= GOAL =
Transcribe the listing verbatim. Do not carry over any pictures.

= INFORMATION SHOWN =
|---|
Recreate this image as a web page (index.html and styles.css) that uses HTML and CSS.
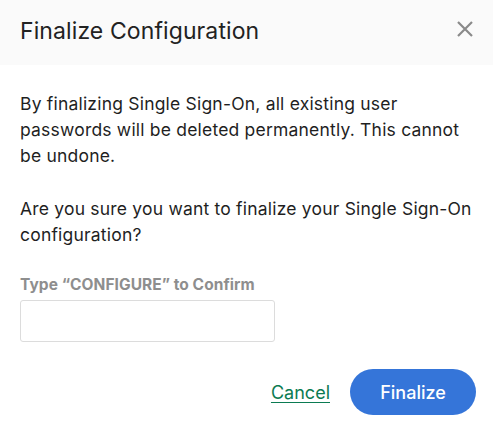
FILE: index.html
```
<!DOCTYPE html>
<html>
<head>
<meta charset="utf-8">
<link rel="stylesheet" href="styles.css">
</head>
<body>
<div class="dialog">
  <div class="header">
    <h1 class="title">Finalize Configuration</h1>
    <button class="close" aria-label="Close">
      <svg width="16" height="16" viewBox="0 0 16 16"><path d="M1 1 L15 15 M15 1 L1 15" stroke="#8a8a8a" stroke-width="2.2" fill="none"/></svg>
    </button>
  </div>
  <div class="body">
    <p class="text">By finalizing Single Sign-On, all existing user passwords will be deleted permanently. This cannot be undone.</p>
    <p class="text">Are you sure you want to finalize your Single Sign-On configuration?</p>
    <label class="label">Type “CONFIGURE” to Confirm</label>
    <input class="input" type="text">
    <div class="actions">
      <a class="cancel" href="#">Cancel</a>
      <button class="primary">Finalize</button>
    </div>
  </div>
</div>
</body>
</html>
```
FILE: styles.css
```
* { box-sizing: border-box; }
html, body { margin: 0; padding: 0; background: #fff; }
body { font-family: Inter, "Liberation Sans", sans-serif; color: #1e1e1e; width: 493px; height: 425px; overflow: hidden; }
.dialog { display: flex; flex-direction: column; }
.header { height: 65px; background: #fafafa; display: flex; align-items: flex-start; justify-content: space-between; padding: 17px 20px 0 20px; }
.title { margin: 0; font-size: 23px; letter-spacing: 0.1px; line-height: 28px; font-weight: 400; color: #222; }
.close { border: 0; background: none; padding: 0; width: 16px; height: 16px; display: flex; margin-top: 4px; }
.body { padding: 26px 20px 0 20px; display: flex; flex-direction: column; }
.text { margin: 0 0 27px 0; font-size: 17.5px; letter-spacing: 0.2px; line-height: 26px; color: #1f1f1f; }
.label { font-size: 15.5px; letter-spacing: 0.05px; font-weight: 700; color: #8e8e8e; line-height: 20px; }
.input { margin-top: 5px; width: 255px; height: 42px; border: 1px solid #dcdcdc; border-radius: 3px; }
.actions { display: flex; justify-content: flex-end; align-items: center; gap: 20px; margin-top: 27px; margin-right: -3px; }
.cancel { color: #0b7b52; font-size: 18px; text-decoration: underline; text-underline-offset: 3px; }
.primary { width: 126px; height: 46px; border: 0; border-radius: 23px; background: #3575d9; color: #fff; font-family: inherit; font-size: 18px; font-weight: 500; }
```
|---|
= OUTPUT OF THE EXERCISE =
Recreate this image as a web page (index.html and styles.css) that uses HTML and CSS.
FILE: index.html
```
<!DOCTYPE html>
<html>
<head>
<meta charset="utf-8">
<link rel="stylesheet" href="styles.css">
</head>
<body>
<div class="dialog">
  <div class="header">
    <h1 class="title">Finalize Configuration</h1>
    <button class="close" aria-label="Close">
      <svg width="16" height="16" viewBox="0 0 16 16"><path d="M1 1 L15 15 M15 1 L1 15" stroke="#8a8a8a" stroke-width="2.2" fill="none"/></svg>
    </button>
  </div>
  <div class="body">
    <p class="text">By finalizing Single Sign-On, all existing user passwords will be deleted permanently. This cannot be undone.</p>
    <p class="text">Are you sure you want to finalize your Single Sign-On configuration?</p>
    <label class="label">Type “CONFIGURE” to Confirm</label>
    <input class="input" type="text">
    <div class="actions">
      <a class="cancel" href="#">Cancel</a>
      <button class="primary">Finalize</button>
    </div>
  </div>
</div>
</body>
</html>
```
FILE: styles.css
```
* { box-sizing: border-box; }
html, body { margin: 0; padding: 0; background: #fff; }
body { font-family: Inter, "Liberation Sans", sans-serif; color: #1e1e1e; width: 493px; height: 425px; overflow: hidden; }
.dialog { display: flex; flex-direction: column; }
.header { height: 65px; background: #fafafa; display: flex; align-items: flex-start; justify-content: space-between; padding: 17px 20px 0 20px; }
.title { margin: 0; font-size: 23px; letter-spacing: 0.1px; line-height: 28px; font-weight: 400; color: #222; }
.close { border: 0; background: none; padding: 0; width: 16px; height: 16px; display: flex; margin-top: 4px; }
.body { padding: 26px 20px 0 20px; display: flex; flex-direction: column; }
.text { margin: 0 0 27px 0; font-size: 17.5px; letter-spacing: 0.2px; line-height: 26px; color: #1f1f1f; }
.label { font-size: 15.5px; letter-spacing: 0.05px; font-weight: 700; color: #8e8e8e; line-height: 20px; }
.input { margin-top: 5px; width: 255px; height: 42px; border: 1px solid #dcdcdc; border-radius: 3px; }
.actions { display: flex; justify-content: flex-end; align-items: center; gap: 20px; margin-top: 27px; margin-right: -3px; }
.cancel { color: #0b7b52; font-size: 18px; text-decoration: underline; text-underline-offset: 3px; }
.primary { width: 126px; height: 46px; border: 0; border-radius: 23px; background: #3575d9; color: #fff; font-family: inherit; font-size: 18px; font-weight: 500; }
```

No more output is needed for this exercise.